“New Cutoff for Star Sizes”
Sky and Telescope, (Apr, 2014)
John Bochanski
A main-sequence star is an astronomical object massive enough to support thermonuclear fusion, that is, a sphere of ionized gas whose mass is sufficient to provide temperature and pressure in its interior sufficiently high to allow hydrogen to fuse into helium.
Objects less massive may still look like stars, and glow by releasing radiation derived from its gravitational collapse. These range from “brown dwarfs” all the way down to gas-giant planets like our own Jupiter. Jupiter is cold, its gasses un-ionized, and shines mostly by reflected sunlight, but it does emit radiation at the radio and microwave regions of the spectrum. The ancient gravitational potential energy of the outer layers is radiated away at the surface and the interior temperature and pressure supports the weight of those layers and keeps the objects from gravitationally collapsing to a point.
Most massive stars wind up this way at the end of their lives, as white dwarfs that have consumed all their nuclear fuel and are only kept in stellar configuration by the relict gravitational potential energy of their outer layers. They no longer produce energy, they only lose the old gravitational energy of the nebula where they were born.
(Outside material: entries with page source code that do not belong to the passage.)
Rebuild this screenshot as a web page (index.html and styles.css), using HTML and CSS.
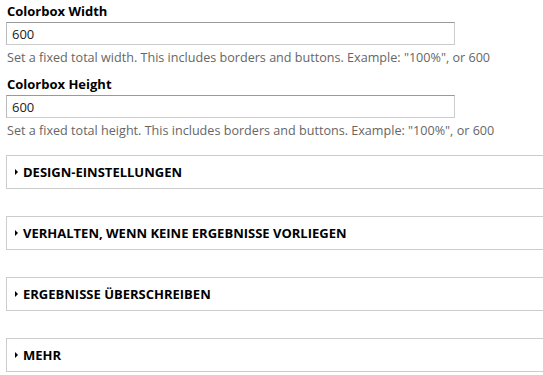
FILE: index.html
```html
<!DOCTYPE html>
<html lang="de">
<head>
    <meta charset="UTF-8">
    <title>Colorbox</title>
    <link rel="stylesheet" href="styles.css">
</head>
<body>
    <div class="form_item">
        <label for="cbWidth">Colorbox Width</label>
        <input type="text" id="cbWidth" value="600"/>
        <div class="description">Set a fixed total width. This includes borders and buttons. Example: "100%", or 600</div>
    </div>
    <div class="form_item">
        <label for="cbHeight">Colorbox Height</label>
        <input type="text" id="cbHeight" value="600"/>
        <div class="description">Set a fixed total height. This includes borders and buttons. Example: "100%", or 600</div>
    </div>

    <div class="fieldset"><span class="arrow"></span>DESIGN-EINSTELLUNGEN</div>
    <div class="fieldset"><span class="arrow"></span>VERHALTEN, WENN KEINE ERGEBNISSE VORLIEGEN</div>
    <div class="fieldset"><span class="arrow"></span>ERGEBNISSE ÜBERSCHREIBEN</div>
    <div class="fieldset"><span class="arrow"></span>MEHR</div>
</body>
</html>
```

FILE: styles.css
```css
* {
    font-family: "Open Sans", sans-serif;
    box-sizing: border-box;
}
body {
    margin: 0;
    padding: 3px 0 0 6px;
    background-color: #fff;
    color: #000;
    overflow: hidden;
}
.form_item {
    margin-bottom: 10px;
}
label {
    display: block;
    font-size: 13px;
    font-weight: bold;
    line-height: 16px;
    padding-left: 1px;
    margin-bottom: 3px;
}
input {
    display: block;
    width: 449px;
    height: 23px;
    margin: 0;
    border: 1px solid #ccc;
    border-top-color: #999;
    border-left-color: #bbb;
    padding: 0 5px;
    font-size: 13px;
    color: #222;
}
.description {
    font-size: 12.6px;
    color: #666;
    line-height: 16px;
    margin-top: 5px;
    padding-left: 1px;
}
.fieldset {
    width: 560px;
    height: 34px;
    border: 1px solid #ccc;
    margin-top: 27px;
    display: flex;
    align-items: center;
    padding-left: 8px;
    font-size: 13px;
    font-weight: bold;
}
.form_item + .fieldset {
    margin-top: 16px;
}
.arrow {
    width: 0;
    height: 0;
    border-top: 3px solid transparent;
    border-bottom: 3px solid transparent;
    border-left: 3px solid #000;
    margin-right: 5px;
}
```
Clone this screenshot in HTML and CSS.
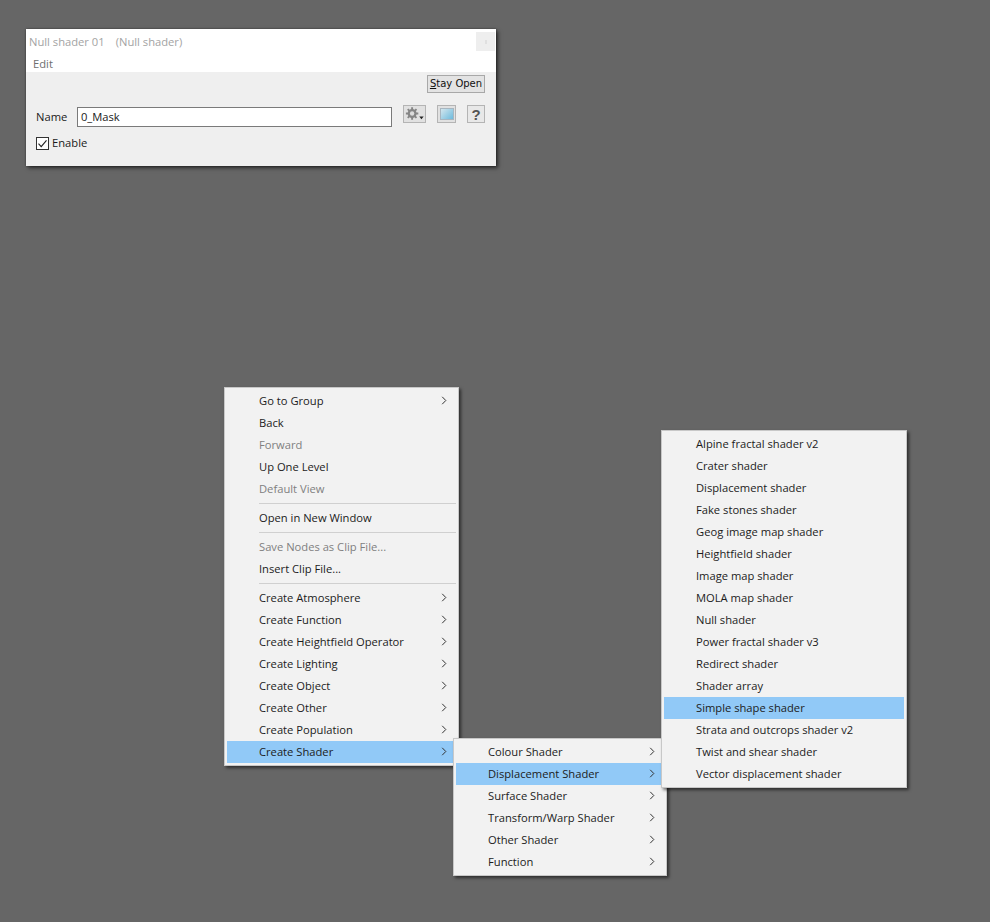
FILE: index.html
```html
<!DOCTYPE html>
<html lang="en">
<head>
<meta charset="utf-8">
<title>Null shader 01</title>
<link rel="stylesheet" href="styles.css">
</head>
<body>
<svg class="defs" width="0" height="0" aria-hidden="true">
  <symbol id="chev" viewBox="0 0 6 9"><path d="M1.2 .8 4.800 4.500 1.200 8.200" fill="none" stroke="#333" stroke-width="1"/></symbol>
</svg>

<section class="dialog">
  <header class="head">
    <div class="titlebar">
      <span class="title">Null shader 01</span>
      <span class="title title-type">(Null shader)</span>
      <span class="close"><span class="close-mark"></span></span>
    </div>
    <div class="menubar">Edit</div>
  </header>
  <div class="body">
    <div class="stay-row"><button class="stay"><u>S</u>tay Open</button></div>
    <div class="name-row">
      <label class="name-label">Name</label>
      <div class="name-input">0_Mask</div>
      <button class="tool tool-gear" aria-label="Settings">
        <svg width="22" height="16" viewBox="0 0 22 16">
          <circle cx="8.500" cy="7.500" r="4.700" fill="#858585"/>
          <path d="M8.500 1v13M2 7.500h13M3.900 2.900l9.200 9.200M13.100 2.900l-9.200 9.200" stroke="#858585" stroke-width="2"/>
          <circle cx="8.500" cy="7.500" r="2.300" fill="#dcdcdc"/>
          <path d="M16 10.500h4.600l-2.300 3z" fill="#222"/>
        </svg>
      </button>
      <button class="tool tool-image" aria-label="Preview"><span class="swatch"></span></button>
      <button class="tool tool-help">?</button>
    </div>
    <label class="enable">
      <svg class="check" width="13" height="13" viewBox="0 0 13 13">
        <rect x=".5" y=".5" width="12" height="12" fill="#fff" stroke="#333"/>
        <path d="M2.500 6.700 5.200 9.600 10.500 3.400" fill="none" stroke="#222" stroke-width="1.100"/>
      </svg>
      Enable
    </label>
  </div>
</section>

<nav class="menu menu-main">
  <div class="item">Go to Group<svg class="arrow"><use href="#chev"/></svg></div>
  <div class="item">Back</div>
  <div class="item off">Forward</div>
  <div class="item">Up One Level</div>
  <div class="item off">Default View</div>
  <div class="sep"></div>
  <div class="item">Open in New Window</div>
  <div class="sep"></div>
  <div class="item off">Save Nodes as Clip File...</div>
  <div class="item">Insert Clip File...</div>
  <div class="sep"></div>
  <div class="item">Create Atmosphere<svg class="arrow"><use href="#chev"/></svg></div>
  <div class="item">Create Function<svg class="arrow"><use href="#chev"/></svg></div>
  <div class="item">Create Heightfield Operator<svg class="arrow"><use href="#chev"/></svg></div>
  <div class="item">Create Lighting<svg class="arrow"><use href="#chev"/></svg></div>
  <div class="item">Create Object<svg class="arrow"><use href="#chev"/></svg></div>
  <div class="item">Create Other<svg class="arrow"><use href="#chev"/></svg></div>
  <div class="item">Create Population<svg class="arrow"><use href="#chev"/></svg></div>
  <div class="item on">Create Shader<svg class="arrow"><use href="#chev"/></svg></div>
</nav>

<nav class="menu menu-sub">
  <div class="item">Colour Shader<svg class="arrow"><use href="#chev"/></svg></div>
  <div class="item on">Displacement Shader<svg class="arrow"><use href="#chev"/></svg></div>
  <div class="item">Surface Shader<svg class="arrow"><use href="#chev"/></svg></div>
  <div class="item">Transform/Warp Shader<svg class="arrow"><use href="#chev"/></svg></div>
  <div class="item">Other Shader<svg class="arrow"><use href="#chev"/></svg></div>
  <div class="item">Function<svg class="arrow"><use href="#chev"/></svg></div>
</nav>

<nav class="menu menu-leaf">
  <div class="item">Alpine fractal shader v2</div>
  <div class="item">Crater shader</div>
  <div class="item">Displacement shader</div>
  <div class="item">Fake stones shader</div>
  <div class="item">Geog image map shader</div>
  <div class="item">Heightfield shader</div>
  <div class="item">Image map shader</div>
  <div class="item">MOLA map shader</div>
  <div class="item">Null shader</div>
  <div class="item">Power fractal shader v3</div>
  <div class="item">Redirect shader</div>
  <div class="item">Shader array</div>
  <div class="item on">Simple shape shader</div>
  <div class="item">Strata and outcrops shader v2</div>
  <div class="item">Twist and shear shader</div>
  <div class="item">Vector displacement shader</div>
</nav>
</body>
</html>
```

FILE: styles.css
```css
html, body {
  margin: 0;
  height: 100%;
}
body {
  position: relative;
  width: 990px;
  height: 922px;
  overflow: hidden;
  background: #666666;
  font-family: "Open Sans", "Noto Sans", "Liberation Sans", sans-serif;
  font-size: 11.2px;
  color: #1a1a1a;
}
.defs { position: absolute; }

/* Dialog window */
.dialog {
  position: absolute;
  left: 26px;
  top: 29px;
  width: 470px;
  height: 137px;
  display: flex;
  flex-direction: column;
  background: #f0f0f0;
  box-shadow: 2px 2px 4px rgba(0, 0, 0, .6), 0 0 2px rgba(0, 0, 0, .4);
}
.head {
  height: 43px;
  background: #fff;
  display: flex;
  flex-direction: column;
}
.titlebar {
  height: 24px;
  display: flex;
  align-items: center;
  gap: 11px;
  padding: 0 1px 0 3px;
  color: #a3a3a3;
}
.close {
  width: 19px;
  height: 19px;
  margin-left: auto;
  margin-top: 1px;
  background: #eeeeee;
  display: flex;
  align-items: center;
  justify-content: center;
}
.close-mark {
  width: 2px;
  height: 4px;
  background: #e0e0e0;
}
.menubar {
  padding-left: 7px;
  margin-top: 2px;
  color: #6e6e6e;
  line-height: 17px;
}
.body {
  flex: 1;
  background: #efefef;
  padding: 3px 11px 0 10px;
  display: flex;
  flex-direction: column;
}
.stay-row {
  display: flex;
  justify-content: flex-end;
}
.stay {
  width: 58px;
  height: 18px;
  padding: 0;
  border: 1px solid #a8a8a8;
  background: #e3e3e3;
  font-family: "DejaVu Sans", sans-serif;
  font-size: 10px;
  line-height: 16px;
  white-space: nowrap;
  color: #111;
}
.name-row {
  display: flex;
  align-items: flex-start;
  margin-top: 12px;
}
.name-label {
  width: 41px;
  line-height: 20px;
  margin-top: 2px;
}
.name-input {
  width: 311px;
  height: 18px;
  margin-top: 2px;
  padding-left: 3px;
  line-height: 18px;
  border: 1px solid #7a7a7a;
  background: #fff;
}
.tool {
  height: 18px;
  padding: 0;
  box-sizing: border-box;
  border: 1px solid #b4b4b4;
  background: #e1e1e1;
  display: flex;
  align-items: center;
  justify-content: center;
}
.tool-gear { width: 23px; margin-left: 11px; }
.tool-image { width: 19px; margin-left: 11px; }
.tool-help {
  width: 18px;
  margin-left: 11px;
  font: bold 15px "Liberation Sans", sans-serif;
  color: #555;
  background: #e8e8e8;
}
.swatch {
  width: 12px;
  height: 10px;
  border: 1px solid #a8b6c0;
  background: linear-gradient(135deg, #d3e6ee, #6ebbdd);
}
.enable {
  display: flex;
  align-items: center;
  gap: 3px;
  margin-top: 9px;
  line-height: 14px;
}
.check { flex: none; }

/* Popup menus */
.menu {
  position: absolute;
  box-sizing: border-box;
  padding: 2px;
  background: #f2f2f2;
  border: 1px solid #c8c8c8;
  box-shadow: 2px 2px 3px rgba(0, 0, 0, .55);
}
.menu-main { left: 224px; top: 387px; width: 235px; height: 379px; }
.menu-sub  { left: 453px; top: 738px; width: 214px; height: 138px; }
.menu-leaf { left: 661px; top: 430px; width: 246px; height: 358px; }

.item {
  position: relative;
  height: 22px;
  line-height: 21px;
  padding-left: 32px;
  color: #1c1c1c;
  white-space: nowrap;
}
.off { color: #7f7f7f; }
.on  { background: #91c9f7; }
.sep {
  height: 1px;
  margin: 3px 0 3px 32px;
  background: #d0d0d0;
}
.arrow {
  position: absolute;
  right: 9px;
  top: 6px;
  width: 6px;
  height: 9px;
}
```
Brown dwarfs produce no energy either, although they may still be bright enough to look like faint stars. We know the distinguishing criterion between the brightest brown dwarfs and faintest red dwarfs is whether or not fusion occurs in their cores. The determining parameter is mass. Presumably, the Mass Function (the histogram of stellar masses from Main Sequence stars through brown dwarfs down to gas giant planets) is a smooth curve, and it is poorly understood, although we do know the least massive objects are the most numerous. Dynamical stability considerations prevent stars being formed of more than a hundred or so solar masses. Jupiter is about 1/1000 of a solar mass.
Recent research by Sergio Dieterich and Todd Henry at Georgia State University has published detailed studies of nearby low-mass stars and brown dwarfs and established the boundary between the brown and red dwarfs.
We can now point to a temperature of (2100 K), radius (8.7% that of our Sun), and luminosity (1/8000th of the Sun) and say,’The main sequence ends there,’
The Sun has a surface temperature of 5800 K, or about 5500 degrees C. The Kelvin and Celsius scales are identical, although the zero point of the former is at absolute zero (-273 C).